BEGIN Data shown

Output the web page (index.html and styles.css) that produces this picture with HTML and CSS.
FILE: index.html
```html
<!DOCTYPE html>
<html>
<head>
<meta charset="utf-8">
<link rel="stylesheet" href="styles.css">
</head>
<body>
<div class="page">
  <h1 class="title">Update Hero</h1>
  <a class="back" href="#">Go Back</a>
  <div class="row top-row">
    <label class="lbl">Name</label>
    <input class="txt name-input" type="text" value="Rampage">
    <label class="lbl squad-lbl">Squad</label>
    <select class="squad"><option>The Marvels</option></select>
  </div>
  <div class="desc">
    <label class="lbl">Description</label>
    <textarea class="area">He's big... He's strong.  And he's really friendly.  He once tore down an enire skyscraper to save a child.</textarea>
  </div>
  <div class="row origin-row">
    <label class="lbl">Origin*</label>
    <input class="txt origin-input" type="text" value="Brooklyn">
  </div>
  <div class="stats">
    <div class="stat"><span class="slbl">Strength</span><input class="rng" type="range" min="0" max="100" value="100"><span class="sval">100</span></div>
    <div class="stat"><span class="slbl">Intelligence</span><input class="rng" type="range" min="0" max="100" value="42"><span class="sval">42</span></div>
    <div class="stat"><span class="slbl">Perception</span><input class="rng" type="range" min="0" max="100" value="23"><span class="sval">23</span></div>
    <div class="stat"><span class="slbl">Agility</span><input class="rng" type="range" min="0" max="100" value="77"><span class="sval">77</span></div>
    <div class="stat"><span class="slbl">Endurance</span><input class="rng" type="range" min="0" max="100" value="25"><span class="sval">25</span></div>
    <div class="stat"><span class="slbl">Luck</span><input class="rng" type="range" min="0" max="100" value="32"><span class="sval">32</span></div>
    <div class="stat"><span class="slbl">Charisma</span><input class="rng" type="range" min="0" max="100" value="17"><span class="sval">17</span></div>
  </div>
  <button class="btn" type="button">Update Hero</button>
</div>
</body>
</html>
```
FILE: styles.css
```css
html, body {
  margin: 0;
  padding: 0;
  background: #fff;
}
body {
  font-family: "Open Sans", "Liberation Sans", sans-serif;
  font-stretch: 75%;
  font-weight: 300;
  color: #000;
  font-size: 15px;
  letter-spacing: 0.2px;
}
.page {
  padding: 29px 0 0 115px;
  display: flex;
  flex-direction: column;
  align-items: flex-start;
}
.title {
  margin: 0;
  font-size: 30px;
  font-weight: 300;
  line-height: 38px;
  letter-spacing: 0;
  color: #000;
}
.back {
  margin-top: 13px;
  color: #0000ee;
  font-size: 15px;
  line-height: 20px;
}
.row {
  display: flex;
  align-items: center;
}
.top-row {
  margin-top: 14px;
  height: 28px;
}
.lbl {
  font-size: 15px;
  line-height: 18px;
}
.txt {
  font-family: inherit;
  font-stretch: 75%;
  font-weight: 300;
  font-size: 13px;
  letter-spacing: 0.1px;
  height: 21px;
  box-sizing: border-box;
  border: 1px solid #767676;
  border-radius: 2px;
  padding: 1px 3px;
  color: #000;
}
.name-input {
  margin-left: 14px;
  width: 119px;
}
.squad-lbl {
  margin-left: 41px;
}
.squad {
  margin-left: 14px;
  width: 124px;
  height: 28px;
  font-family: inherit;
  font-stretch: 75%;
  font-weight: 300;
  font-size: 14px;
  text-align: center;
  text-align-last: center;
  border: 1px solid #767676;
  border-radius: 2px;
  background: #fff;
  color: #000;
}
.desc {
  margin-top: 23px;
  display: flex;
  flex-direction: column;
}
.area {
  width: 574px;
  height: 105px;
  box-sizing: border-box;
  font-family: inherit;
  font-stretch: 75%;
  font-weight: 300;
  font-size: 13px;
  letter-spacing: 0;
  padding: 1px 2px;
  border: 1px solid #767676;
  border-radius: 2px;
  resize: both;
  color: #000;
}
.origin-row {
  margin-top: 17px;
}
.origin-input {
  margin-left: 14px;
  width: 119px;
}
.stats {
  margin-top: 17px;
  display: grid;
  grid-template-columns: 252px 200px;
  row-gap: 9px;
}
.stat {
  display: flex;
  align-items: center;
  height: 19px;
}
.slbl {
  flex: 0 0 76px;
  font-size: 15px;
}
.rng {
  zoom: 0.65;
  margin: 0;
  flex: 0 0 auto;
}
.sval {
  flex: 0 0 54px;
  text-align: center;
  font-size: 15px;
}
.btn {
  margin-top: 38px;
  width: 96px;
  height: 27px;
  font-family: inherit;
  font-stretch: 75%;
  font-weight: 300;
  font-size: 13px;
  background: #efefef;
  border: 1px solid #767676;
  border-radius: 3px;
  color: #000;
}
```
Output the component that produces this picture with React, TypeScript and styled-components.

END Data shown

Stated task » Print the records above in full, exactly.

Written response »
Output the web page (index.html and styles.css) that produces this picture with HTML and CSS.
FILE: index.html
```html
<!DOCTYPE html>
<html>
<head>
<meta charset="utf-8">
<link rel="stylesheet" href="styles.css">
</head>
<body>
<div class="page">
  <h1 class="title">Update Hero</h1>
  <a class="back" href="#">Go Back</a>
  <div class="row top-row">
    <label class="lbl">Name</label>
    <input class="txt name-input" type="text" value="Rampage">
    <label class="lbl squad-lbl">Squad</label>
    <select class="squad"><option>The Marvels</option></select>
  </div>
  <div class="desc">
    <label class="lbl">Description</label>
    <textarea class="area">He's big... He's strong.  And he's really friendly.  He once tore down an enire skyscraper to save a child.</textarea>
  </div>
  <div class="row origin-row">
    <label class="lbl">Origin*</label>
    <input class="txt origin-input" type="text" value="Brooklyn">
  </div>
  <div class="stats">
    <div class="stat"><span class="slbl">Strength</span><input class="rng" type="range" min="0" max="100" value="100"><span class="sval">100</span></div>
    <div class="stat"><span class="slbl">Intelligence</span><input class="rng" type="range" min="0" max="100" value="42"><span class="sval">42</span></div>
    <div class="stat"><span class="slbl">Perception</span><input class="rng" type="range" min="0" max="100" value="23"><span class="sval">23</span></div>
    <div class="stat"><span class="slbl">Agility</span><input class="rng" type="range" min="0" max="100" value="77"><span class="sval">77</span></div>
    <div class="stat"><span class="slbl">Endurance</span><input class="rng" type="range" min="0" max="100" value="25"><span class="sval">25</span></div>
    <div class="stat"><span class="slbl">Luck</span><input class="rng" type="range" min="0" max="100" value="32"><span class="sval">32</span></div>
    <div class="stat"><span class="slbl">Charisma</span><input class="rng" type="range" min="0" max="100" value="17"><span class="sval">17</span></div>
  </div>
  <button class="btn" type="button">Update Hero</button>
</div>
</body>
</html>
```
FILE: styles.css
```css
html, body {
  margin: 0;
  padding: 0;
  background: #fff;
}
body {
  font-family: "Open Sans", "Liberation Sans", sans-serif;
  font-stretch: 75%;
  font-weight: 300;
  color: #000;
  font-size: 15px;
  letter-spacing: 0.2px;
}
.page {
  padding: 29px 0 0 115px;
  display: flex;
  flex-direction: column;
  align-items: flex-start;
}
.title {
  margin: 0;
  font-size: 30px;
  font-weight: 300;
  line-height: 38px;
  letter-spacing: 0;
  color: #000;
}
.back {
  margin-top: 13px;
  color: #0000ee;
  font-size: 15px;
  line-height: 20px;
}
.row {
  display: flex;
  align-items: center;
}
.top-row {
  margin-top: 14px;
  height: 28px;
}
.lbl {
  font-size: 15px;
  line-height: 18px;
}
.txt {
  font-family: inherit;
  font-stretch: 75%;
  font-weight: 300;
  font-size: 13px;
  letter-spacing: 0.1px;
  height: 21px;
  box-sizing: border-box;
  border: 1px solid #767676;
  border-radius: 2px;
  padding: 1px 3px;
  color: #000;
}
.name-input {
  margin-left: 14px;
  width: 119px;
}
.squad-lbl {
  margin-left: 41px;
}
.squad {
  margin-left: 14px;
  width: 124px;
  height: 28px;
  font-family: inherit;
  font-stretch: 75%;
  font-weight: 300;
  font-size: 14px;
  text-align: center;
  text-align-last: center;
  border: 1px solid #767676;
  border-radius: 2px;
  background: #fff;
  color: #000;
}
.desc {
  margin-top: 23px;
  display: flex;
  flex-direction: column;
}
.area {
  width: 574px;
  height: 105px;
  box-sizing: border-box;
  font-family: inherit;
  font-stretch: 75%;
  font-weight: 300;
  font-size: 13px;
  letter-spacing: 0;
  padding: 1px 2px;
  border: 1px solid #767676;
  border-radius: 2px;
  resize: both;
  color: #000;
}
.origin-row {
  margin-top: 17px;
}
.origin-input {
  margin-left: 14px;
  width: 119px;
}
.stats {
  margin-top: 17px;
  display: grid;
  grid-template-columns: 252px 200px;
  row-gap: 9px;
}
.stat {
  display: flex;
  align-items: center;
  height: 19px;
}
.slbl {
  flex: 0 0 76px;
  font-size: 15px;
}
.rng {
  zoom: 0.65;
  margin: 0;
  flex: 0 0 auto;
}
.sval {
  flex: 0 0 54px;
  text-align: center;
  font-size: 15px;
}
.btn {
  margin-top: 38px;
  width: 96px;
  height: 27px;
  font-family: inherit;
  font-stretch: 75%;
  font-weight: 300;
  font-size: 13px;
  background: #efefef;
  border: 1px solid #767676;
  border-radius: 3px;
  color: #000;
}
```
Output the component that produces this picture with React, TypeScript and styled-components.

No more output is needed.